* BEGIN Data section *
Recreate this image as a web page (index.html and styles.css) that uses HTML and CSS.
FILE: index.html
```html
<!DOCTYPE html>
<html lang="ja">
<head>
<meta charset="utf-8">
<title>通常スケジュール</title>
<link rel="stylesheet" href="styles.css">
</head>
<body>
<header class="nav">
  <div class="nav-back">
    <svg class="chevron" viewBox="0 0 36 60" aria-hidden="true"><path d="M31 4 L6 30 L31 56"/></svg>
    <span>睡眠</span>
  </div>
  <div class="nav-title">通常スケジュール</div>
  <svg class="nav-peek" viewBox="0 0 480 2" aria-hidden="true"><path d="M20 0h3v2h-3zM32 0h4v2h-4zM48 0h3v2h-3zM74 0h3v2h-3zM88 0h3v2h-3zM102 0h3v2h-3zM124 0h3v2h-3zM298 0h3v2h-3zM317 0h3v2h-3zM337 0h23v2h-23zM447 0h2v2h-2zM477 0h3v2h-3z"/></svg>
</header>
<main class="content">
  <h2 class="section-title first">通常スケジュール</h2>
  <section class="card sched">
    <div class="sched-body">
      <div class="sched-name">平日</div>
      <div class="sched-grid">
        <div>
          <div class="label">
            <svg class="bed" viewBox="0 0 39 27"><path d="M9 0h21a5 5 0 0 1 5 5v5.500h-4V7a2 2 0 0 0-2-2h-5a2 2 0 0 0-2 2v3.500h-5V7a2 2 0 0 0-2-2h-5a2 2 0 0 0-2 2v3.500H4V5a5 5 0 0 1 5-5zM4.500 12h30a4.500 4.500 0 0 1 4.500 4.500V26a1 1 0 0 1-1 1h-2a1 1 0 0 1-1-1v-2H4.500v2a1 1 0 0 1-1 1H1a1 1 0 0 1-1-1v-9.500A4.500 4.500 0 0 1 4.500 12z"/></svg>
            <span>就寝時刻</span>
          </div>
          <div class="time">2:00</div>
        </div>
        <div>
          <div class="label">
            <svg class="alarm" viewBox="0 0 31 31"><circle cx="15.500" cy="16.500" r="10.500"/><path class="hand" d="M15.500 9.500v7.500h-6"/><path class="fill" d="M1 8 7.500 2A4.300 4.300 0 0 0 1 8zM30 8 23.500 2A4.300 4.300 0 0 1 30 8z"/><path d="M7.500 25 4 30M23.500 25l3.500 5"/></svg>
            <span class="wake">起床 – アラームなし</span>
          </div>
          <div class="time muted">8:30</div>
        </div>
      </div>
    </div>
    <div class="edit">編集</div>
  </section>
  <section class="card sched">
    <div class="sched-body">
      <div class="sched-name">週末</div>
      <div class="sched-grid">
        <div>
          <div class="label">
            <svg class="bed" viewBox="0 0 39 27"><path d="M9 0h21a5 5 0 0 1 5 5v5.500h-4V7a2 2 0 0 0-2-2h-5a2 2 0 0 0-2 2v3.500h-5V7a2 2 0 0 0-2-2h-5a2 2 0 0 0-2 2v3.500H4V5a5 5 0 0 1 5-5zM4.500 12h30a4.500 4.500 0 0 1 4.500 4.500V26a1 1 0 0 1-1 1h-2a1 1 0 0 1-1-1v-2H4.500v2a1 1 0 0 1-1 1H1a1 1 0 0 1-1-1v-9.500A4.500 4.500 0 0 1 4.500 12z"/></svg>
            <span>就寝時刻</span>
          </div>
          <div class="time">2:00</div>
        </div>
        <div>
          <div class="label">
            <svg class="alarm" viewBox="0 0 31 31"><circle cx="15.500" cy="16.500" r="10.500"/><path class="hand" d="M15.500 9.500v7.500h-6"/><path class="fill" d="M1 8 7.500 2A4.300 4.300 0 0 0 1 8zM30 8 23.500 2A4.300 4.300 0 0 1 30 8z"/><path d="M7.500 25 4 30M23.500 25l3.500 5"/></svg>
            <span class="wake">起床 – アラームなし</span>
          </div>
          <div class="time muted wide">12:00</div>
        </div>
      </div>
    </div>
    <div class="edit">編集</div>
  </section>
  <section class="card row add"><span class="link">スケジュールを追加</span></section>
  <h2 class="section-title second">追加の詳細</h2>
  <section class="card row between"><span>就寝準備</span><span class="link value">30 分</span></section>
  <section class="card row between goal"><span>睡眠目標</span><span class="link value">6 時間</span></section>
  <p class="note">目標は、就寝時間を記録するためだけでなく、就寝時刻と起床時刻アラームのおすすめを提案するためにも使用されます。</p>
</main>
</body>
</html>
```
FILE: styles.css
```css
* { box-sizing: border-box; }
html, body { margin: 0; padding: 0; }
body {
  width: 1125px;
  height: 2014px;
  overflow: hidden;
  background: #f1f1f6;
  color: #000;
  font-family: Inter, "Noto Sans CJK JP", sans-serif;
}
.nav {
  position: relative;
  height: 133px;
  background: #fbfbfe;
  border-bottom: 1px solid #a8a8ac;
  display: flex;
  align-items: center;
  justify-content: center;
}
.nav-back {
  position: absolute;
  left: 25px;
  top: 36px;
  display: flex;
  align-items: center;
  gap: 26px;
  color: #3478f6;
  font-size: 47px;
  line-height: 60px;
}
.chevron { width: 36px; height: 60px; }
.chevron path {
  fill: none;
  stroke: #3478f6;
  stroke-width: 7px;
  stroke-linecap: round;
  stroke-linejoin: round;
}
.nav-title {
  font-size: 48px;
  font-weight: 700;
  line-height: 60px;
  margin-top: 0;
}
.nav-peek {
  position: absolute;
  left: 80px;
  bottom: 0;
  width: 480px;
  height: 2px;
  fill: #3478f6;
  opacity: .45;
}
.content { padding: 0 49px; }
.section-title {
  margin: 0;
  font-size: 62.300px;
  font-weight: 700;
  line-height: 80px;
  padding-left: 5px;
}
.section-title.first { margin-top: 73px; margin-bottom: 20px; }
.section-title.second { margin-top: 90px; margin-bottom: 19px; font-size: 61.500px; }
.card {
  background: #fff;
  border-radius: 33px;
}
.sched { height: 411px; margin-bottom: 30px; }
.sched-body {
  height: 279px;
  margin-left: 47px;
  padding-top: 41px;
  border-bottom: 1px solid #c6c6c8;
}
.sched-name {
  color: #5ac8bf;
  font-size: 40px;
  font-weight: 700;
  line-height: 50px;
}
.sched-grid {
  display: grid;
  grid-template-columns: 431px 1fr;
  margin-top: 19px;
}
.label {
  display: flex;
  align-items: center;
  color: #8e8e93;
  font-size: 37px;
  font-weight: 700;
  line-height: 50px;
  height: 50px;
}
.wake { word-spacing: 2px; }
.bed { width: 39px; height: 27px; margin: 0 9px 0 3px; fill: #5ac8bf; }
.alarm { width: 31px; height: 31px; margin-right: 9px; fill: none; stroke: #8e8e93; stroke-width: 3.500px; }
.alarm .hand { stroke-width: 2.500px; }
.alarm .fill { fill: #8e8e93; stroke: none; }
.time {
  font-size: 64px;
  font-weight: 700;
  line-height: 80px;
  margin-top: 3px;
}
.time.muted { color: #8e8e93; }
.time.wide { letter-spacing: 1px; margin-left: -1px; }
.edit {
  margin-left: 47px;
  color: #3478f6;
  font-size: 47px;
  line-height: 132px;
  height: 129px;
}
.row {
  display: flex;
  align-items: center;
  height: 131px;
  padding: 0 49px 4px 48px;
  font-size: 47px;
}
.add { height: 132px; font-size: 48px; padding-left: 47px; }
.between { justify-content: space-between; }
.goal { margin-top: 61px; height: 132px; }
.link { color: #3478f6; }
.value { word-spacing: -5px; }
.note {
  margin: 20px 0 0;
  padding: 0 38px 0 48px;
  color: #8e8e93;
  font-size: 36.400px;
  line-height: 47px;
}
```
* END Data section *
### Written instruction
Tally the lines of the material above that contain the word "styles" and report the total alone.

### Response below
3